Antagonism to Mexico because of undocumented migrants has come to play an important role in U.S. politics and has been undermining the theoretically close economic links with Mexico. As for the rest of Latin America, the growth of its independent geopolitical stance has been a source of frustration to the U.S. government and a source of impatience to the U.S. public.

In Asia, so-called China-bashing is an increasingly popular game, despite all the efforts of U.S. governments (both Democratic and Republican) to hold it in check. Chinese firms are barred from some kinds of investment in the United States that even Great Britain welcomes.

And finally, there is the Middle East, a central area of U.S. concern. Currently, the focus is on Iran. As in Latin America, the government seems frustrated by its limited options. It has been pressed constantly by Israel to do more, although no one is quite sure what “more” means.

Support for Israel in every possible way has been a centerpiece of U.S. foreign policy since at least 1967, if not longer. Few dare to challenge it. But the “few” are beginning to get more open support from military figures, who suggest that Israel’s politics are dangerous in terms of U.S. military interests.

Will the pervasive support of Israel continue unabated in the coming decade or two? I doubt it. Israel may be the last of U.S. emotional commitments to fade. But fade it almost surely will.
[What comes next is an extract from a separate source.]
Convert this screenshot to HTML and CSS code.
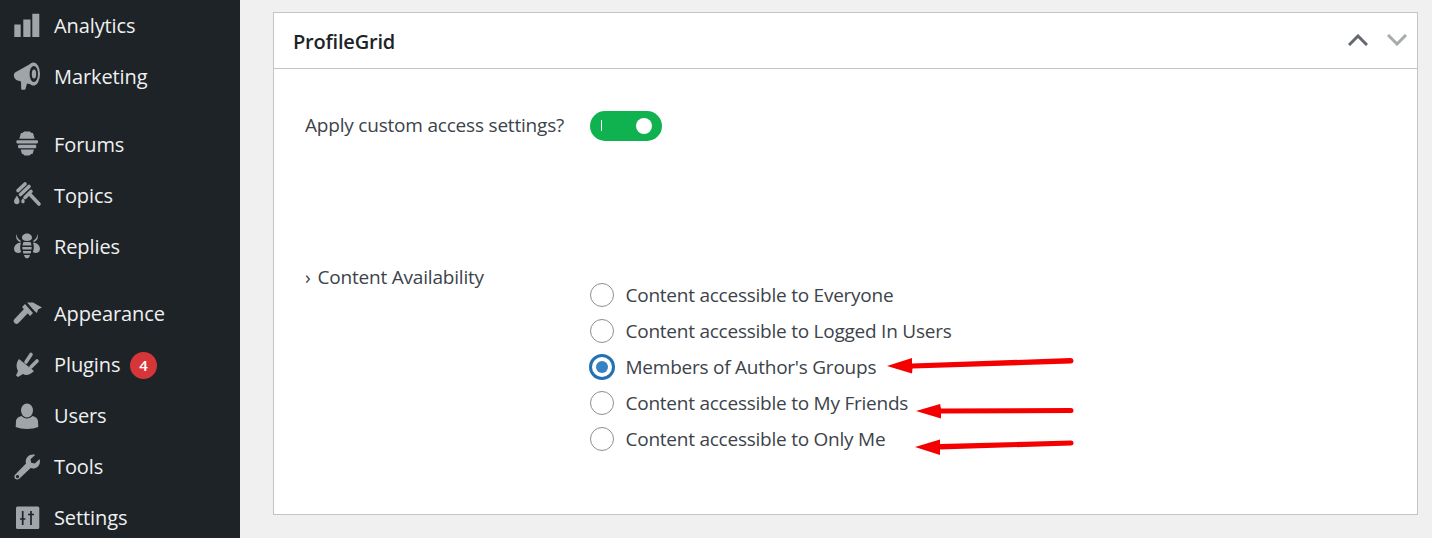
FILE: index.html
```html
<!DOCTYPE html>
<html lang="en">
<head>
<meta charset="utf-8">
<title>ProfileGrid access settings</title>
<link rel="stylesheet" href="styles.css">
</head>
<body>
<div class="page">
  <nav class="sidebar">
    <ul class="menu">
      <li class="item"><svg class="icon" viewBox="0 0 28 28"><path d="M1.300 12.500h6.400V25H1.300zM10.300 7.500h7.200V25h-7.200zM19.300 1.800h7V25h-7z"/></svg><span>Analytics</span></li>
      <li class="item"><svg class="icon" viewBox="0 0 28 28"><path d="M2 9.500 18 .5h3v21.500l-7-1.500-1.500 5.500c-.1.500-.5.800-1 .8H9c-.5 0-.8-.3-.8-.8L8 18.500l-4-1.300C1.500 16.500-.5 12 2 9.500z"/><ellipse cx="20.500" cy="11" rx="6.500" ry="11.500"/><ellipse class="cut" cx="20.800" cy="11" rx="4.200" ry="8"/><ellipse cx="21" cy="11" rx="2.200" ry="4.500"/></svg><span>Marketing</span></li>
      <li class="sep sep-first"></li>
      <li class="item"><svg class="icon" viewBox="0 0 28 28"><path d="M11 .5h6l1.500 1.500h1.500l1.700 5.800H6.300L8 2h1.500zM4.500 9.200h19.500c.7 0 1 .7 1 1.600s-.3 1.700-1 1.700H4.500c-.7 0-1.200-.7-1.200-1.700s.5-1.600 1.200-1.600zM6 13.800h16.500c.5 0 .8.700.8 1.700s-.3 1.700-.8 1.700H6c-.5 0-1-.7-1-1.700s.5-1.700 1-1.700zM7.700 18.500h13.300l-1.500 4.500H18l-1.500 1.500h-5L10 23H9z"/></svg><span>Forums</span></li>
      <li class="item"><svg class="icon" viewBox="0 0 28 28"><g class="line"><path d="M5 8.500 12 2M7.500 12.500 16 4.500M12 15.500l6-6M18 13.500l8 8.500"/></g><path d="M4 13.500c1.200 2 2.500 3.800 2.500 5.800 0 1.700-1.200 3-2.700 3s-2.800-1.300-2.800-3c0-2 1.800-3.800 3-5.800zM10 16c.8 1.200 1.700 2.300 1.700 3.500 0 1-.8 1.800-1.700 1.800s-1.700-.8-1.700-1.800c0-1.200.9-2.300 1.700-3.500z"/></svg><span>Topics</span></li>
      <li class="item"><svg class="icon" viewBox="0 0 28 28"><path d="M14 .5c2.700 0 5 1.700 5 4.200 0 1.800-1.500 3.300-5 3.300s-5-1.500-5-3.300C9 2.200 11.300.5 14 .5zM3.500 1c.3 3 1.500 5 4.500 7l-1 1C3.500 7.500 2.500 4.500 3.500 1zM24.500 1c-.3 3-1.500 5-4.500 7l1 1c3.500-1.500 4.500-4.500 3.500-8zM8 9.500c-.5 1.500-.8 3-.8 4.500 0 2 .3 3.500 1 5-1.500 1-3.500 1.300-5 .5C1.500 18.600.9 16.800 1.100 15 1.500 12 4.500 9.800 8 9.500zM20 9.500c.5 1.500.8 3 .8 4.500 0 2-.3 3.500-1 5 1.500 1 3.500 1.300 5 .5 1.700-.9 2.300-2.700 2.100-4.500C26.500 12 23.500 9.800 20 9.500zM10.500 9h7c.5 1 .8 2.200 1 3.500h-9c.2-1.300.5-2.500 1-3.500zM9.300 14h9.400l-.2 2.500H9.500zM9.800 18h8.400l-.6 2.500H10.400zM11 22h6l-1 2.500-2 1-2-1z"/></svg><span>Replies</span></li>
      <li class="sep"></li>
      <li class="item"><svg class="icon" viewBox="0 0 28 28"><path d="M14 2.500h6l9 5-4 2-1 3.500-2.500-2zM9 7l3-3 8 9-3 3z"/><path class="line line-wide" d="M12.500 11.500 3.500 21"/></svg><span>Appearance</span></li>
      <li class="item"><svg class="icon" viewBox="0 0 28 28"><path d="M6 8l15 12c-4 4-8 5-11 3l-5 3-2-1.500 2-4.500C3 16 3 12 6 8z"/><g class="line"><path d="M13 11l5-7.500M18 16l6-6"/></g></svg><span>Plugins</span></li>
      <li class="item"><svg class="icon" viewBox="0 0 28 28"><ellipse cx="14" cy="8.500" rx="6" ry="7"/><path d="M8.500 14c1.500 1.500 3.500 2.500 5.500 2.500s4-1 5.500-2.500c3 .5 5.300 2.500 5.500 5l.3 6c-3 1.300-7 2-11.300 2s-8.300-.7-11.300-2l.3-6c.2-2.500 2.500-4.500 5.500-5z"/></svg><span>Users</span></li>
      <li class="item"><svg class="icon" viewBox="0 0 28 28"><path fill-rule="evenodd" d="M26.500 6c1 2.800.3 5.800-1.800 7.800-2 1.800-4.700 2.200-7 1.300L6.500 25.500c-1.500 1.300-3.300 1.200-4.300.2s-1.200-3 .1-4.300L13 10.500c-.7-2.500-.2-5 1.600-6.800C16.700 1.600 19.700 1 22.300 1.800l-4.800 4.400.7 3.600 3.700.8zM4.500 22a1.600 1.600 0 1 0 .01 0z"/></svg><span>Tools</span></li>
      <li class="item"><svg class="icon" viewBox="0 0 28 28"><rect x="3" y="2.500" width="23.300" height="22.500" rx="1.500"/><g class="cut-line"><path d="M9.700 7v14M7 15h5.400M18 7v14M15 10.500h6"/></g></svg><span>Settings</span></li>
    </ul>
    <span class="badge">4</span>
  </nav>
  <main class="content">
    <section class="card">
      <header class="card-head">
        <h2 class="card-title">ProfileGrid</h2>
        <div class="card-actions">
          <svg class="chev chev-up" viewBox="0 0 20 12"><path d="M1 11 10 2l9 9"/></svg>
          <svg class="chev chev-down" viewBox="0 0 20 12"><path d="M1 1l9 9 9-9"/></svg>
        </div>
      </header>
      <div class="card-body">
        <div class="row row-toggle">
          <div class="label label-top">Apply custom access settings?</div>
          <div class="toggle"><span class="toggle-mark"></span><span class="toggle-knob"></span></div>
        </div>
        <div class="row row-options">
          <div class="label label-sub"><span class="caret">›</span>Content Availability</div>
          <ul class="options">
            <li class="option"><span class="radio"></span>Content accessible to Everyone</li>
            <li class="option"><span class="radio"></span>Content accessible to Logged In Users</li>
            <li class="option option-on"><span class="radio radio-on"></span>Members of Author's Groups</li>
            <li class="option"><span class="radio"></span>Content accessible to My Friends</li>
            <li class="option"><span class="radio"></span>Content accessible to Only Me</li>
          </ul>
        </div>
      </div>
    </section>
  </main>
  <svg class="arrows" viewBox="0 0 1432 538">
    <path d="M1070.500 358 L912 363.500 L912 358 L887 366 L912 373.500 L912.500 368.500 L1071 363.500 a2.700 2.700 0 0 0-.5-5.500z"/>
    <path d="M1071 408 L941 408.500 L940 404 L916 411 L941 418.500 L941 413.500 L1071 413 a2.500 2.500 0 0 0 0-5z"/>
    <path d="M1071 440.500 L940 444 L940 439.500 L915 447 L940 455 L940 449.500 L1071 445.500 a2.500 2.500 0 0 0 0-5z"/>
  </svg>
</div>
</body>
</html>
```

FILE: styles.css
```css
* { box-sizing: border-box; }
html, body { margin: 0; padding: 0; height: 100%; overflow: hidden; }
body { font-family: "Open Sans", "Noto Sans", "Liberation Sans", sans-serif; background: #f0f0f1; }
ul { list-style: none; margin: 0; padding: 0; }

.page { position: relative; display: flex; width: 1432px; height: 538px; overflow: hidden; }

.sidebar { position: relative; flex: 0 0 240px; background: #1d2327; }
.menu { display: flex; flex-direction: column; }
.item { display: flex; align-items: center; height: 51px; padding-left: 13px; color: #f0f0f1; font-size: 20px; letter-spacing: -0.1px; }
.item span { display: block; }
.icon { flex: 0 0 28px; width: 28px; height: 28px; margin-right: 13px; fill: #a0a5aa; overflow: visible; }
.line { fill: none; stroke: #a0a5aa; stroke-width: 3.6; stroke-linecap: round; }
.line-wide { stroke-width: 5.5; }
.cut { fill: #1d2327; }
.cut-line { fill: none; stroke: #1d2327; stroke-width: 1.7; }
.sep { height: 16px; }
.sep-first { height: 17px; }
.badge { position: absolute; left: 130px; top: 352px; width: 27px; height: 27px; border-radius: 50%; background: #d63638; color: #fff; font-size: 15px; font-weight: 600; line-height: 27px; text-align: center; }

.content { flex: 1; padding: 12px 14px 0 33px; }
.card { height: 503px; background: #fff; border: 1px solid #c3c4c7; }
.card-head { display: flex; align-items: center; justify-content: space-between; height: 56px; padding: 2px 10px 0 19px; border-bottom: 1px solid #c3c4c7; }
.card-title { margin: 0; font-size: 20px; font-weight: 600; color: #1d2327; letter-spacing: -0.2px; }
.card-actions { display: flex; gap: 19px; margin-top: -3px; }
.chev { width: 20px; height: 12px; fill: none; stroke-width: 3; }
.chev-up { stroke: #646970; }
.chev-down { stroke: #a7aaad; }

.card-body { padding: 42px 0 0 31px; }
.row { display: grid; grid-template-columns: 285px 1fr; color: #3c434a; font-size: 19px; }
.row-toggle { align-items: center; height: 30px; }
.row-options { margin-top: 122px; }
.label { letter-spacing: -0.2px; }
.label-top { padding-bottom: 2px; }
.label-sub { line-height: 28px; }
.caret { margin-right: 7px; }

.toggle { position: relative; width: 72px; height: 30px; border-radius: 15px; background: #10b14f; }
.toggle-mark { position: absolute; left: 11px; top: 9px; width: 1px; height: 11px; background: #fff; }
.toggle-knob { position: absolute; right: 10px; top: 7px; width: 16px; height: 16px; border-radius: 50%; background: #fff; }

.options { display: flex; flex-direction: column; padding-top: 14px; }
.option { display: flex; align-items: center; height: 36px; letter-spacing: -0.24px; white-space: nowrap; }
.radio { flex: 0 0 24px; width: 24px; height: 24px; margin-right: 11.5px; border: 1px solid #8c8f94; border-radius: 50%; background: #fff; display: flex; align-items: center; justify-content: center; }
.radio-on { border: 3px solid #2271b1; width: 26px; height: 26px; flex-basis: 26px; margin: 0 10.5px 0 -1px; }
.radio-on::before { content: ""; width: 12px; height: 12px; border-radius: 50%; background: #3582c4; }

.arrows { position: absolute; left: 0; top: 0; width: 1432px; height: 538px; fill: #f40000; pointer-events: none; }
```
By 2020 probably, and certainly by 2030, U.S. foreign policy will have begun to digest the reality that the United States is not the all-powerful single superpower, but simply one of quite a few loci of geopolitical power. The change in outlook will have been pushed by the evolving views of ordinary Americans, who continue to be more concerned with their own economic welfare than with problems beyond their borders. As the “American dream” attracts fewer and fewer non-Americans, it turns inward in the United States.